I just never gave myself a moment to ponder about why should it be so,
Huge thanks once again!

My gut said this would be something to do with 15 being the first odd number with two distinct prime factors. I was expecting another video that was about the secret relationship between pi and primes. But this went in a very different direction and it was so incredibly fun to learn about

Excellent presentation. The way you have started the video, it compelled me to watch it, and I am happy to see that you have made the connection between Fourier transform and convolution process. The most interesting thing is that you have given clear justification why the integral value deviates from pi after the stage of 1/15. I am Professor and researcher in signal processing (more specifically Adaptive Signal Processing) and I tried to make extensive treatment to Fourier Series, Fourier Transform (FT), DFT, convolution in my channel. I hope if anyone is interested to learn more about these topics, he/she may follow the channel. I really like your animation. It is so beautiful and interesting. Thanks for your great effort.

I'm in the midst of learning Fourier Transforms at university and at the start, before even mentioning Fourier Transforms I was like this integral looks oddly familiar and the rect function seems like an ideal problem for a Fourier series. Seeing the connection in such a nice and visual way is so beautiful!

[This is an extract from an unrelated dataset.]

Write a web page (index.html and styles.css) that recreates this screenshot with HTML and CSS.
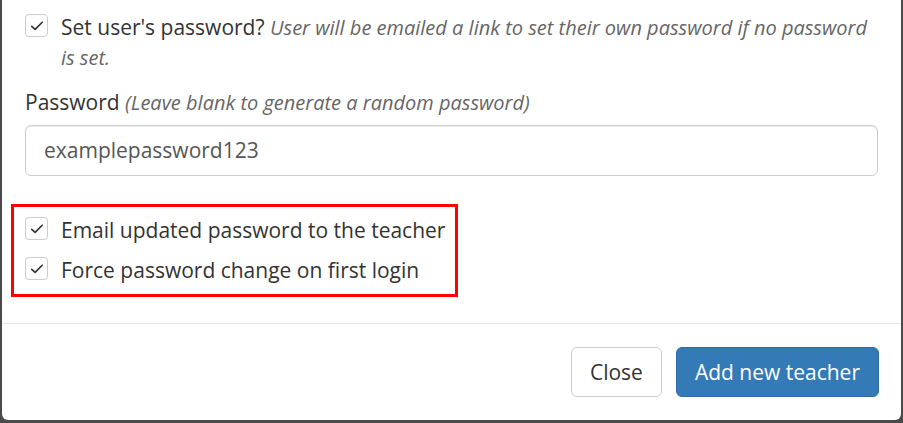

Those visuals are top notch 😍😍, always astonishing how you can teach complex concepts in such a simple way.

The world does not deserve a video of this quality. Thank you so much, Grant.

Fascinating. Looking forward to the convolution video!

I love your explanation of the Fourier Transform. It has been magical for electrical engineering and digital signal processing. The FFT on discrete data makes this all possible.